>> START Listed records
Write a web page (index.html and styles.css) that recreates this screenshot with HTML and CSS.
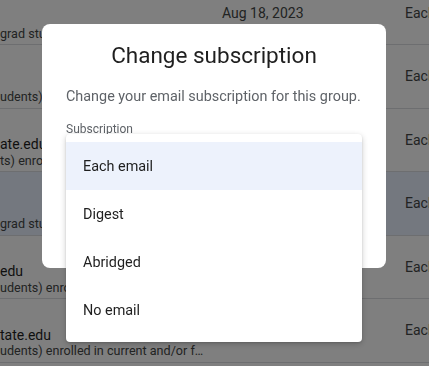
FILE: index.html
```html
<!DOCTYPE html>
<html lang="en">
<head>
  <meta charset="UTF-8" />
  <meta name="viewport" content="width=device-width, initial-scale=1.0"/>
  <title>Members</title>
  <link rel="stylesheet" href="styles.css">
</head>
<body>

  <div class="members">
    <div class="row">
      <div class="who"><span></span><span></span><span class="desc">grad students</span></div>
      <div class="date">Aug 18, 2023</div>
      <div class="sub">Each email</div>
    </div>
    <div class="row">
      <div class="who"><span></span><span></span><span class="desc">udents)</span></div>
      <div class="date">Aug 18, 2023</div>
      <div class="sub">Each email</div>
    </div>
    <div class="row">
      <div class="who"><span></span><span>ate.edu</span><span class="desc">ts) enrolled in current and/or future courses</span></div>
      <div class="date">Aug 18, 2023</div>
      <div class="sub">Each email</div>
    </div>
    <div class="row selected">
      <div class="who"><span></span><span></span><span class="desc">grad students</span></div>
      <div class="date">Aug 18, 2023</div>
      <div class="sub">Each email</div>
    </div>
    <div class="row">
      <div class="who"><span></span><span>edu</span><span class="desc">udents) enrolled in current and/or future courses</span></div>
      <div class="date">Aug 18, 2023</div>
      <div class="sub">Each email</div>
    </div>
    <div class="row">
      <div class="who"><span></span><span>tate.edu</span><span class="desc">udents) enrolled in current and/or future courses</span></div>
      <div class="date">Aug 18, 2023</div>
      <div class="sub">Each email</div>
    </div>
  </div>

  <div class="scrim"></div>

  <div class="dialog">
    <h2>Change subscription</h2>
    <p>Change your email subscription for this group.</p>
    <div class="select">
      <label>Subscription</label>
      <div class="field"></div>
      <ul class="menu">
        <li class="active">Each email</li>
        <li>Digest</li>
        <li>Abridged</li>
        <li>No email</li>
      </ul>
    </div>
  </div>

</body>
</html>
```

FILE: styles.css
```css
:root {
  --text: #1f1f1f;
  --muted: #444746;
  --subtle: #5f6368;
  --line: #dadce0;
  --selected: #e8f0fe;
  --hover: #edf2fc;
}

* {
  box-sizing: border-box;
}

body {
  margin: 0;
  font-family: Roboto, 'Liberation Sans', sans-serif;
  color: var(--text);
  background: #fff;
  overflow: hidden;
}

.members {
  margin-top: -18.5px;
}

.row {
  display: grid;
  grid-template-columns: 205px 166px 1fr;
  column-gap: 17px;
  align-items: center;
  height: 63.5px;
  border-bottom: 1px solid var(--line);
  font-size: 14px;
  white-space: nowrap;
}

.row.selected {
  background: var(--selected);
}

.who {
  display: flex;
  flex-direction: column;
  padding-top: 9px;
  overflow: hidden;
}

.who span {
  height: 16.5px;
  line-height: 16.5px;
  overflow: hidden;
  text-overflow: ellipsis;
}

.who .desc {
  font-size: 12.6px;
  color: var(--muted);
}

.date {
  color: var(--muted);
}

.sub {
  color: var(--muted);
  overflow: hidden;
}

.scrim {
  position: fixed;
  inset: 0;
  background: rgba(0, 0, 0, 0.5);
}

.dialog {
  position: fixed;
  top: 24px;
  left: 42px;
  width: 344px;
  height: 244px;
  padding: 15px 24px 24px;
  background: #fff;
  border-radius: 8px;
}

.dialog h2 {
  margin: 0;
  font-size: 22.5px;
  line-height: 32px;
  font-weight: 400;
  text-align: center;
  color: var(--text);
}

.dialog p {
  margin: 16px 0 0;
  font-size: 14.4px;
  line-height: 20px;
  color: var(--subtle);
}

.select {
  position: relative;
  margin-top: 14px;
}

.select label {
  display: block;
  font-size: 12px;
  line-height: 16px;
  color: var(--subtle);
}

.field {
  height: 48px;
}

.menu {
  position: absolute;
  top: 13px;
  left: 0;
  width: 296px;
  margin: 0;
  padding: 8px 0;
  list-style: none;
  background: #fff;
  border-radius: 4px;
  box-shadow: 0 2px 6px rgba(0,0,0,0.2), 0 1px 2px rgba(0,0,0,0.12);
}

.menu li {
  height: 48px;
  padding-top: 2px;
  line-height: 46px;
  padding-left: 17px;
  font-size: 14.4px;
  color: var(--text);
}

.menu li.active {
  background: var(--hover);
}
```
>> END Listed records
>> START Listed records
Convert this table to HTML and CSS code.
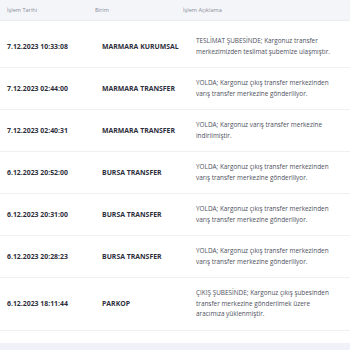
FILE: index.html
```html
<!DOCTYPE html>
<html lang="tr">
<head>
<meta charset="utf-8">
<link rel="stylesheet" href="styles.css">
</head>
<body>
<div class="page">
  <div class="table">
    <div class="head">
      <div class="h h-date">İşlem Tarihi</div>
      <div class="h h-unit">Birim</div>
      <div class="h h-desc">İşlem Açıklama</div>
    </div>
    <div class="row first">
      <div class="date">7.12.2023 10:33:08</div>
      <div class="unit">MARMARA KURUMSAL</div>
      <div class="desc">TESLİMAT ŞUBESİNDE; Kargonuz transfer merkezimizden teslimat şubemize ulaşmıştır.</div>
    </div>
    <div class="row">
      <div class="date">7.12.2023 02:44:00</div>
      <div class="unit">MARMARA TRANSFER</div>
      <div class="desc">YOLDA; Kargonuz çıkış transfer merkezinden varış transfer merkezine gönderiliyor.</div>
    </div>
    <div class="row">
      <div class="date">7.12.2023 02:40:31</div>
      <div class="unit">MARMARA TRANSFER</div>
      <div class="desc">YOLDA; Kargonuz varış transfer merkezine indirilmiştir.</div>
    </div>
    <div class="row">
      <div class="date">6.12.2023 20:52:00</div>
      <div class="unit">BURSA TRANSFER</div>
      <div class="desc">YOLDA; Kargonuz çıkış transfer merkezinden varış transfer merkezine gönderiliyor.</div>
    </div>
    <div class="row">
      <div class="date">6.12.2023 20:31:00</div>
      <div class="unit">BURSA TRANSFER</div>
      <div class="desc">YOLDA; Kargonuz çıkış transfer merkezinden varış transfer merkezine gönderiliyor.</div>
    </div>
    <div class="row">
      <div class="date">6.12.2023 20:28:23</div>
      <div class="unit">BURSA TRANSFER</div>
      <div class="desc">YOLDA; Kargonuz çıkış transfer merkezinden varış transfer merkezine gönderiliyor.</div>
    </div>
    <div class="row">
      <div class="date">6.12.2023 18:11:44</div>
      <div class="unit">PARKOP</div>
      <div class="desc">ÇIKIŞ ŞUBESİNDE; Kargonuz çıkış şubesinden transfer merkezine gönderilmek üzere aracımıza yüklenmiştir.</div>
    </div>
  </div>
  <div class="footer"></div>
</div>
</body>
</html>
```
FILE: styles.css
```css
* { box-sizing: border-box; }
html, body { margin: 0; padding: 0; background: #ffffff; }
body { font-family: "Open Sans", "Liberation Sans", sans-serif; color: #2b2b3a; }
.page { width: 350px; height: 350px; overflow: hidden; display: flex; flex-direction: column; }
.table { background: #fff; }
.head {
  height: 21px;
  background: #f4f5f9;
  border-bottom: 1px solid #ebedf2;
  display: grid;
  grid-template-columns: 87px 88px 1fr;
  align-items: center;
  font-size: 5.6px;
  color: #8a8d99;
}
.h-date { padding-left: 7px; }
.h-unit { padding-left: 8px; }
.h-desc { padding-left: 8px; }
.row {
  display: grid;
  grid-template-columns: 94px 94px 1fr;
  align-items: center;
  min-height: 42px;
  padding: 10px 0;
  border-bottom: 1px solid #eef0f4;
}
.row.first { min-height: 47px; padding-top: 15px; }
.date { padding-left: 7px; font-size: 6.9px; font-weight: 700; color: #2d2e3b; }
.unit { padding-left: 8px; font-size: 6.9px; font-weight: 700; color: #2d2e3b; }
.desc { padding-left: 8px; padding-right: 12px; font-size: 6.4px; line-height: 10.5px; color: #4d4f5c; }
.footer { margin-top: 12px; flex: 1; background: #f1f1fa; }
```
>> END Listed records
▶ What to work on
Using the listing above, locate the lines that hold "this" and copy each one.

▶ Output
Write a web page (index.html and styles.css) that recreates this screenshot with HTML and CSS.
    <p>Change your email subscription for this group.</p>
Convert this table to HTML and CSS code.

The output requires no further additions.